Tomato tomahto. A bad decision is a choice. She made several bad choices to end up where she ended up. That’s just common sense. Most bad roads people go down originated from a string of bad decisions. It’s not usually just one bad decision.
At this point you’re just arguing for the sake of arguing.
Anyone with a brain can read what I wrote and understand what I’m saying. Not agreeing with my two points is fine, but you’re not even doing that. You’re trying to make it a battle of semantics and I’m frankly not interested.
My two points were simple and hardly controversial:
1) it’s an objectively good thing for a popular ex pornstar to bash the industry as it could serve as a warning to those thinking of entering the industry. This isn’t complicated and generally understood to be a good thing in all sorts of scenarios. Ie, ex junkie trying to keep people off drugs. Ex alcoholic trying to keep people off booze. Ex liberal trying to keep people from being morons. I could go on and on.
2) while she made poor choices/decisions, no one should be past redemption save very few types of offenses (ie child predators). If redemption from mistakes weren’t a possibility, we’d all be screwed. That includes you.
I agree with your first point, but only partially agree with your second - there's some things that are not redeemable, and giving away something that's supposed to be a sacred bond to every Tom, Dick and Harry for ego kibbles is one of those things.
Well, I wouldn’t date or marry her to be sure.
So I don’t mean “redemption” in that regard, for me personally.
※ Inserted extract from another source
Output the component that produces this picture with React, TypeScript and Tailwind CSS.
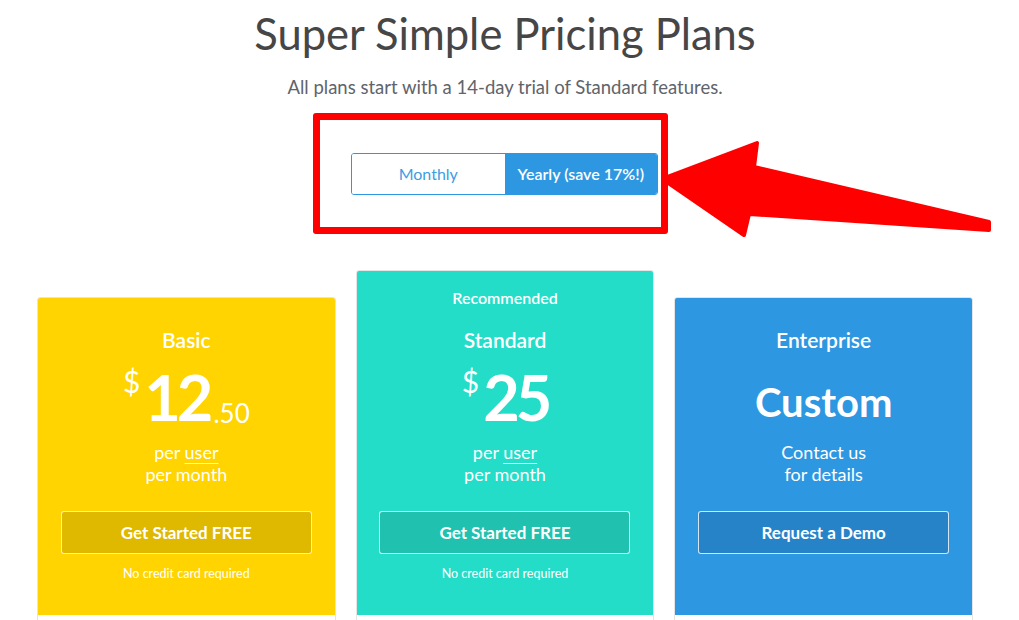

But that’s subjective, and there are guys out there who would take on a rehabilitated pornstar. That’s their choice. Not the one I would make, and obviously not one you would make.
I don’t disagree about the sanctity of sexual intimacy, either. I also wasn’t a virgin the first time I got married. And obviously I’m not one now as I’m about to get married in the next few months. My fiancée doesn’t hold that against me, which is her choice. There’s nothing I can do about my past now. I can’t go unmarry and unfuck my exwife. I wish I could, but I can’t. But what I can do is be a faithful husband to my new wife.
But something like commuting the sentence for a child rapist? Hell naw. Some things, the only redemption one can reasonably hope for is with God and not man.